DX Application Performance Management

View Only

Back to discussions

Expand all | Collapse all

Disconnected Historical Agent Limit

Jump to Best Answer

1. Disconnected Historical Agent Limit

2 Recommend
Billy Cole
Posted Aug 16, 2018 10:31 AM

Reply Reply Privately
APM Version : 10.5.2.92
Total Agents: 1580
Number of Collectors: 9

On the APM Status Console, we have an active clamp on one of our collectors:
introscope.enterprisemanager.disconnected.historical.agent.limit collector009@5001 400 400 5:36:27 07/22/18
The number of agents on the nine collectors vary between 118 - 250. Typically once a month, the APM is restarted to pick up OS patches and during that time, the agents will jump between collectors during start up then will level out after a few hours of load-balancing.
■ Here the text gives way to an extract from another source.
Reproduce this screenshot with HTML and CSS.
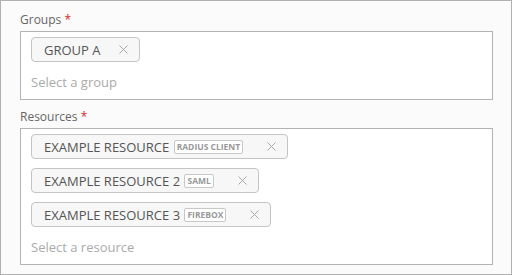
FILE: index.html
```html
<!DOCTYPE html>
<html lang="en">
<head>
	<meta charset="UTF-8">
	<title>Groups and Resources</title>
	<link rel="stylesheet" href="styles.css">
</head>
<body>
<main class="panel">
	<div class="field">
		<label class="field-label">Groups <span class="req">*</span></label>
		<div class="select-box">
			<span class="chip">GROUP A<svg class="chip-x" viewBox="0 0 10 10"><path d="M0.5 0.5L9.5 9.5M9.5 0.5L0.5 9.5"/></svg></span>
			<div class="placeholder">Select a group</div>
		</div>
	</div>

	<div class="field">
		<label class="field-label">Resources <span class="req">*</span></label>
		<div class="select-box">
			<span class="chip">EXAMPLE RESOURCE <span class="badge">RADIUS CLIENT</span><svg class="chip-x" viewBox="0 0 10 10"><path d="M0.5 0.5L9.5 9.5M9.5 0.5L0.5 9.5"/></svg></span>
			<span class="chip">EXAMPLE RESOURCE 2 <span class="badge">SAML</span><svg class="chip-x" viewBox="0 0 10 10"><path d="M0.5 0.5L9.5 9.5M9.5 0.5L0.5 9.5"/></svg></span>
			<span class="chip">EXAMPLE RESOURCE 3 <span class="badge">FIREBOX</span><svg class="chip-x" viewBox="0 0 10 10"><path d="M0.5 0.5L9.5 9.5M9.5 0.5L0.5 9.5"/></svg></span>
			<div class="placeholder">Select a resource</div>
		</div>
	</div>
</main>
</body>
</html>
```

FILE: styles.css
```css
body{
	margin: 0;
	font-family: "Open Sans", "Noto Sans", sans-serif;
}

.panel{
	box-sizing: border-box;
	width: 512px;
	height: 275px;
	border: 1px solid #b0b0b0;
	background: #fbfbfb;
	padding: 11px 18px 0 19px;
}

.field{
	margin-bottom: 9px;
}

.field-label{
	display: block;
	font-size: 12px;
	line-height: 16px;
	color: #666;
	margin-bottom: 3px;
}

.req{
	color: #d9262c;
}

.select-box{
	background: #fff;
	border: 1px solid #b3b3b3;
	padding: 5px 10px 6px 10px;
	display: flex;
	flex-direction: column;
	align-items: flex-start;
}

.chip{
	display: inline-flex;
	align-items: center;
	height: 23px;
	padding: 0 11px 0 12px;
	margin-bottom: 9px;
	border: 1px solid #c4c4c4;
	border-radius: 4px;
	background: #f7f7f7;
	color: #555;
	font-size: 13px;
	white-space: pre;
}

.badge{
	font-size: 8.5px;
	font-weight: bold;
	color: #999;
	border: 1px solid #c8c8c8;
	border-radius: 2px;
	background: #fff;
	padding: 0 2px;
	line-height: 12px;
	margin-left: 1px;
	margin-right: 5px;
}

.chip-x{
	width: 9px;
	height: 9px;
	margin-left: 19px;
	stroke: #a8a8a8;
	stroke-width: 1.1;
	fill: none;
}

.placeholder{
	font-size: 13px;
	line-height: 22px;
	color: #aaa;
}
```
The problem with that is, during this process a collector may have had over 400 agents connect and disconnect till the agents are load balanced.

Question time:

1. What is the behavior of a collector that has a historical.agent.limit clamp (400)?

2. Depending on the resulting behavior of a collector, is this really an error level clamp/limit?

3. Again, depending on the resulting behavior, is there a way to address this issue without resorting to assigning agents to specific collector or collectors, basically artificially dividing the agents into groups of less than 400 per collector?

4. What is the APM cluster impact when one, or more of the collectors are reporting the disconnected.historical.agent.limit? In the nut-shell, when do I as the APM admin need to take preventative actions?
2. Re: Disconnected Historical Agent Limit
Best Answer

3 Recommend
Broadcom Employee

Thomas Wyszomierski
Posted Aug 16, 2018 12:42 PM

Reply Reply Privately
The following reference might be helpful. The section "introscope.enterprisemanager.disconnected.historical.agent.limit" describes why this clamp occurs, how the EM responds, and has some suggestions on how to address.
apm-events-thresholds-config.xml - CA Application Performance Management - 10.5 - CA Technologies Documentation

Just some suggestions to check:

"If there is no historical agent that the Enterprise Manager can automatically unmount, this means that CA APM users mounted manually all the disconnected historical agents. The Enterprise Manager never tries to unmount a disconnected historical agent that a CA APM user mounted manually."

Would you have mounted any agents manually?

"
Workstation displays an error message instructing the user to unmount some historical agents to make room to mount new historical agents."
Would you see such a message?

My suggestion would be to try to use introscope.enterprisemanager.loadbalancing.staywithhistoricalcollector=always to prevent the clamp issue during the startup.

I have covered the most common issues and recommendations regarding clustering in this KB
Introscope Enterprise Manager Troubleshooting and - CA Knowledge

See point # 15 that covers loadbalancing
3. Re: Disconnected Historical Agent Limit

0 Recommend
Billy Cole
Posted Aug 16, 2018 03:13 PM

Reply Reply Privately
So, read through the doc, and thought, let us go look for these disconnected and mounted, agents, which I would typically go to the custom metric host to locate any agent that is grayed out.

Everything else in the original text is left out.